## DATA BLOCK
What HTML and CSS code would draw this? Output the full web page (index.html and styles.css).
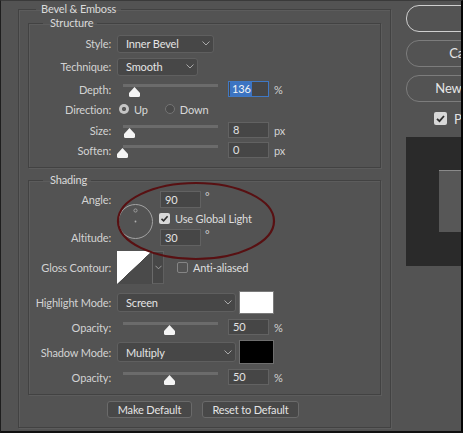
FILE: index.html
```html
<!DOCTYPE html>
<html lang="en">
<head>
<meta charset="utf-8">
<title>Layer Style - Bevel &amp; Emboss</title>
<link rel="stylesheet" href="styles.css">
</head>
<body>
<div class="frame">
  <div class="left">
    <fieldset class="group outer">
      <legend class="lg-outer">Bevel &amp; Emboss</legend>

      <fieldset class="group inner structure">
        <legend class="lg-inner">Structure</legend>

        <div class="row r-style">
          <span class="lbl">Style:</span>
          <div class="select w-style"><span class="sel-text">Inner Bevel</span><svg class="chev" viewBox="0 0 8 5"><polyline points="0.5,0.5 4,4 7.5,0.5"/></svg></div>
        </div>

        <div class="row r-tech">
          <span class="lbl">Technique:</span>
          <div class="select w-tech"><span class="sel-text">Smooth</span><svg class="chev" viewBox="0 0 8 5"><polyline points="0.5,0.5 4,4 7.5,0.5"/></svg></div>
        </div>

        <div class="row r-depth">
          <span class="lbl">Depth:</span>
          <div class="slider"><div class="track"></div><svg class="thumb" style="left:12px" viewBox="0 0 11 10"><path d="M5.5 0 L11 6 L11 8.5 Q11 10 9.5 10 L1.5 10 Q0 10 0 8.5 L0 6 Z"/></svg></div>
          <div class="num focus"><span class="sel">136</span></div>
          <span class="unit">%</span>
        </div>

        <div class="row r-dir">
          <span class="lbl">Direction:</span>
          <span class="radio on"></span><span class="rtext up">Up</span>
          <span class="radio off"></span><span class="rtext">Down</span>
        </div>

        <div class="row r-size">
          <span class="lbl">Size:</span>
          <div class="slider"><div class="track"></div><svg class="thumb" style="left:7px" viewBox="0 0 11 10"><path d="M5.5 0 L11 6 L11 8.5 Q11 10 9.5 10 L1.5 10 Q0 10 0 8.5 L0 6 Z"/></svg></div>
          <div class="num">8</div>
          <span class="unit">px</span>
        </div>

        <div class="row r-soft">
          <span class="lbl">Soften:</span>
          <div class="slider"><div class="track"></div><svg class="thumb" style="left:0px" viewBox="0 0 11 10"><path d="M5.5 0 L11 6 L11 8.5 Q11 10 9.5 10 L1.5 10 Q0 10 0 8.5 L0 6 Z"/></svg></div>
          <div class="num">0</div>
          <span class="unit">px</span>
        </div>
      </fieldset>

      <fieldset class="group inner shading">
        <legend class="lg-inner">Shading</legend>

        <div class="angle-grid">
          <span class="lbl g-angle">Angle:</span>
          <svg class="dial" viewBox="0 0 37 37"><circle cx="18.5" cy="18.5" r="17" class="dial-ring"/><circle cx="18.5" cy="7.5" r="1.6" class="dial-knob"/><circle cx="18.5" cy="18.5" r="0.9" class="dial-dot"/></svg>
          <div class="num g-angle-in">90</div>
          <span class="deg g-angle-deg">°</span>
          <div class="g-global"><span class="cb checked"><svg viewBox="0 0 11 11"><polyline points="2.5,5.8 4.6,7.8 8.6,3.2"/></svg></span><span class="cbtext">Use Global Light</span></div>
          <span class="lbl g-alt">Altitude:</span>
          <div class="num g-alt-in">30</div>
          <span class="deg g-alt-deg">°</span>
        </div>

        <div class="row r-contour">
          <span class="lbl">Gloss Contour:</span>
          <div class="contour"><div class="curve"></div><div class="curve-drop"><svg class="chev" viewBox="0 0 8 5"><polyline points="0.5,0.5 4,4 7.5,0.5"/></svg></div></div>
          <span class="cb empty"></span><span class="cbtext">Anti-aliased</span>
        </div>

        <div class="row r-hmode">
          <span class="lbl">Highlight Mode:</span>
          <div class="select w-mode"><span class="sel-text">Screen</span><svg class="chev" viewBox="0 0 8 5"><polyline points="0.5,0.5 4,4 7.5,0.5"/></svg></div>
          <div class="swatch white"></div>
        </div>

        <div class="row r-op1">
          <span class="lbl">Opacity:</span>
          <div class="slider"><div class="track"></div><svg class="thumb" style="left:47px" viewBox="0 0 11 10"><path d="M5.5 0 L11 6 L11 8.5 Q11 10 9.5 10 L1.5 10 Q0 10 0 8.5 L0 6 Z"/></svg></div>
          <div class="num">50</div>
          <span class="unit">%</span>
        </div>

        <div class="row r-smode">
          <span class="lbl">Shadow Mode:</span>
          <div class="select w-mode tall"><span class="sel-text">Multiply</span><svg class="chev" viewBox="0 0 8 5"><polyline points="0.5,0.5 4,4 7.5,0.5"/></svg></div>
          <div class="swatch black"></div>
        </div>

        <div class="row r-op2">
          <span class="lbl">Opacity:</span>
          <div class="slider"><div class="track"></div><svg class="thumb" style="left:47px" viewBox="0 0 11 10"><path d="M5.5 0 L11 6 L11 8.5 Q11 10 9.5 10 L1.5 10 Q0 10 0 8.5 L0 6 Z"/></svg></div>
          <div class="num">50</div>
          <span class="unit">%</span>
        </div>
      </fieldset>

      <div class="btnrow">
        <button class="btn b-make">Make Default</button>
        <button class="btn b-reset">Reset to Default</button>
      </div>
    </fieldset>
  </div>

  <div class="right">
    <div class="pill primary">OK</div>
    <div class="pill">Cancel</div>
    <div class="pill">New Style...</div>
    <div class="preview-row"><span class="cb checked big"><svg viewBox="0 0 13 13"><polyline points="3,6.8 5.5,9.2 10,4"/></svg></span><span class="ptext">Preview</span></div>
    <div class="preview"><div class="preview-swatch"></div></div>
  </div>

  <svg class="mark" viewBox="0 0 160 80"><ellipse cx="80" cy="40" rx="78" ry="38"/></svg>
</div>
</body>
</html>
```

FILE: styles.css
```css
html, body {
  margin: 0;
  padding: 0;
  background: #535353;
}

body {
  font-family: "Lato", "Liberation Sans", sans-serif;
  font-size: 11px;
  letter-spacing: -0.15px;
  color: #d4d4d4;
}

.frame {
  position: relative;
  width: 463px;
  height: 433px;
  box-sizing: border-box;
  border-top: 1px solid #3a3a3a;
  border-left: 1px solid #1e1e1e;
  border-right: 2px solid #050505;
  border-bottom: 2px solid #101010;
  background: #535353;
  display: flex;
  align-items: flex-start;
  overflow: hidden;
}

/* ---------- fieldsets ---------- */
.group {
  margin: 0;
  min-width: 0;
  border: 1px solid #424242;
  box-shadow: 1px 1px 0 #5c5c5c, inset 1px 1px 0 #5c5c5c;
}

.group legend {
  line-height: 14px;
  height: 14px;
  color: #dadada;
  font-size: 11px;
}

.outer {
  margin: 1px 0 0 17px;
  width: 373px;
  box-sizing: border-box;
  padding: 0 9px 9px 9px;
  flex-shrink: 0;
}

.lg-outer {
  margin-left: 8px;
  padding: 0 5px;
}

.inner {
  width: 353px;
  box-sizing: border-box;
  padding: 0 0 9px 0;
}

.lg-inner {
  margin-left: 14px;
  padding: 0 4px 0 7px;
}

.shading {
  margin-top: 5px;
}

/* ---------- rows ---------- */
.row {
  display: flex;
  align-items: center;
}

.lbl {
  width: 82px;
  margin-right: 6px;
  text-align: right;
  flex-shrink: 0;
  white-space: nowrap;
  color: #d2d2d2;
}

.r-style { margin-top: 4px; height: 19px; }
.r-tech  { margin-top: 4px; height: 19px; }
.r-depth { margin-top: 5px; height: 16px; }
.r-dir   { margin-top: 4px; height: 16px; }
.r-size  { margin-top: 5px; height: 16px; }
.r-soft  { margin-top: 4px; height: 16px; }

.r-contour { margin-top: 5px; height: 33px; }
.r-hmode   { margin-top: 7px; height: 23px; }
.r-op1     { margin-top: 5px; height: 16px; }
.r-smode   { margin-top: 5px; height: 24px; }
.r-op2     { margin-top: 5px; height: 16px; }

/* ---------- select ---------- */
.select {
  box-sizing: border-box;
  height: 18px;
  background: #474747;
  border: 1px solid #5f5f5f;
  border-radius: 3px;
  display: flex;
  align-items: center;
  justify-content: space-between;
  padding: 0 3px 0 8px;
  color: #e4e4e4;
}

.select.tall { height: 20px; }

.w-style { width: 97px; }
.w-tech  { width: 81px; }
.w-mode  { width: 119px; height: 19px; }

.chev {
  width: 8px;
  height: 5px;
  fill: none;
  stroke: #a9a9a9;
  stroke-width: 1;
}

/* ---------- slider ---------- */
.slider {
  position: relative;
  width: 105px;
  height: 16px;
  flex-shrink: 0;
}

.track {
  margin: 3px 0 0 6px;
  width: 95px;
  height: 3px;
  background: #6b6b6b;
}

.thumb {
  position: absolute;
  top: 6px;
  width: 11px;
  height: 10px;
  fill: #f4f4f4;
}

/* ---------- numeric inputs ---------- */
.num {
  box-sizing: border-box;
  width: 41px;
  height: 16px;
  margin-left: 6px;
  background: #464646;
  border: 1px solid #626262;
  padding-left: 4px;
  line-height: 14px;
  color: #e2e2e2;
  flex-shrink: 0;
}

.num.focus {
  border-color: #3f78c4;
  padding-left: 1px;
}

.sel {
  display: inline-block;
  background: #3c74c2;
  color: #f4f4f4;
  padding: 0 1px 0 2px;
  line-height: 14px;
}

.unit {
  margin-left: 5px;
  color: #d2d2d2;
}

/* ---------- radios ---------- */
.radio {
  box-sizing: border-box;
  width: 10px;
  height: 10px;
  border-radius: 50%;
  flex-shrink: 0;
}

.radio.on {
  margin-left: 2px;
  background: radial-gradient(circle, #595959 0 1.8px, #c4c4c4 2.4px);
}

.radio.off {
  margin-left: 17px;
  border: 1px solid #747474;
  background: #4a4a4a;
}

.rtext { margin-left: 5px; color: #d8d8d8; }
.rtext.up { margin-left: 5px; }

/* ---------- angle block ---------- */
.angle-grid {
  margin-top: 4px;
  display: grid;
  grid-template-columns: 82px 37px 41px auto;
  grid-template-rows: 17px 15px 17px;
  column-gap: 6px;
  row-gap: 3px;
  align-items: center;
}

.angle-grid .lbl { width: auto; margin-right: 0; }

.g-angle { grid-column: 1; grid-row: 1; }
.g-alt   { grid-column: 1; grid-row: 3; }

.dial {
  grid-column: 2;
  grid-row: 1 / 4;
  width: 37px;
  height: 37px;
  margin-top: 6px;
}

.dial-ring { fill: none; stroke: #a3a3a3; stroke-width: 1; }
.dial-knob { fill: none; stroke: #a3a3a3; stroke-width: 0.9; }
.dial-dot  { fill: #b0b0b0; }

.angle-grid .num {
  margin-left: 0;
  height: 17px;
  line-height: 15px;
}

.g-angle-in { grid-column: 3; grid-row: 1; }
.g-alt-in   { grid-column: 3; grid-row: 3; }

.deg {
  align-self: start;
  margin-left: -2px;
  line-height: 11px;
  color: #d2d2d2;
}

.g-angle-deg { grid-column: 4; grid-row: 1; }
.g-alt-deg   { grid-column: 4; grid-row: 3; }

.g-global {
  grid-column: 3 / 5;
  grid-row: 2;
  display: flex;
  align-items: center;
  margin-left: -1px;
  white-space: nowrap;
}

/* ---------- checkboxes ---------- */
.cb {
  box-sizing: border-box;
  width: 11px;
  height: 11px;
  border-radius: 2px;
  flex-shrink: 0;
  display: inline-flex;
}

.cb svg {
  width: 100%;
  height: 100%;
  fill: none;
  stroke: #2e2e2e;
  stroke-width: 1.6;
}

.cb.checked { background: #d8d8d8; }

.cb.empty {
  margin-left: 13px;
  border: 1px solid #858585;
}

.cb.big {
  width: 13px;
  height: 13px;
  border-radius: 2px;
}

.cb.big svg { stroke-width: 1.8; }

.cbtext {
  margin-left: 5px;
  color: #dedede;
  white-space: nowrap;
}

/* ---------- contour ---------- */
.contour {
  display: flex;
  height: 33px;
  width: 47px;
  box-sizing: border-box;
  flex-shrink: 0;
}

.curve {
  position: relative;
  width: 35px;
  height: 33px;
  background: linear-gradient(to bottom right, #ffffff 0 49.5%, #4a4a4a 50.5% 100%);
}

.curve::after {
  content: "";
  position: absolute;
  right: 0;
  top: 0;
  width: 2px;
  height: 1px;
  background: #d0302a;
}

.curve-drop {
  width: 12px;
  box-sizing: border-box;
  border: 1px solid #606060;
  border-left-color: #6a6a6a;
  background: #474747;
  display: flex;
  align-items: center;
  justify-content: center;
}

.curve-drop .chev { width: 7px; }

/* ---------- swatches ---------- */
.swatch {
  box-sizing: border-box;
  width: 35px;
  margin-left: 3px;
  border: 1px solid #6e6e6e;
  flex-shrink: 0;
}

.swatch.white { height: 23px; background: #ffffff; border-color: #7a7a7a; }
.swatch.black { height: 24px; background: #000000; }

/* ---------- buttons ---------- */
.btnrow {
  display: flex;
  justify-content: flex-start;
  gap: 10px;
  margin-top: 6px;
  padding-left: 79px;
}

.btn {
  box-sizing: border-box;
  height: 17px;
  margin: 0;
  padding: 0;
  font-family: inherit;
  font-size: 11px;
  letter-spacing: -0.15px;
  line-height: 15px;
  color: #e4e4e4;
  background: #484848;
  border: 1px solid #6a6a6a;
  border-radius: 3px;
}

.b-make  { width: 85px; }
.b-reset { width: 97px; }

/* ---------- right column ---------- */
.right {
  margin-left: 15px;
  width: 124px;
  flex-shrink: 0;
  display: flex;
  flex-direction: column;
}

.pill {
  box-sizing: border-box;
  height: 27px;
  margin-top: 8px;
  border: 1px solid #7c7c7c;
  border-radius: 13px;
  font-size: 13px;
  line-height: 25px;
  text-align: center;
  color: #e6e6e6;
}

.pill.primary {
  margin-top: 4px;
  border: 1.5px solid #cfcfcf;
  color: #535353;
}

.preview-row {
  margin-top: 10px;
  height: 13px;
  display: flex;
  align-items: center;
  padding-left: 28px;
}

.ptext {
  margin-left: 7px;
  font-size: 13px;
  color: #e2e2e2;
  white-space: nowrap;
}

.preview {
  margin-top: 12px;
  height: 129px;
  background: #2a2a2a;
  padding: 33px 0 0 33px;
  box-sizing: border-box;
}

.preview-swatch {
  width: 62px;
  height: 62px;
  box-sizing: border-box;
  background: #575757;
  border-top: 1px solid #8a8a8a;
}

/* ---------- annotation ellipse ---------- */
.mark {
  position: absolute;
  left: 115px;
  top: 180px;
  width: 160px;
  height: 80px;
  fill: none;
  stroke: #581012;
  stroke-width: 2.2;
}
```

## GIVEN REQUEST
Across the data above, how many lines include the word "index"? Give only the count.

## OUTPUT BELOW
2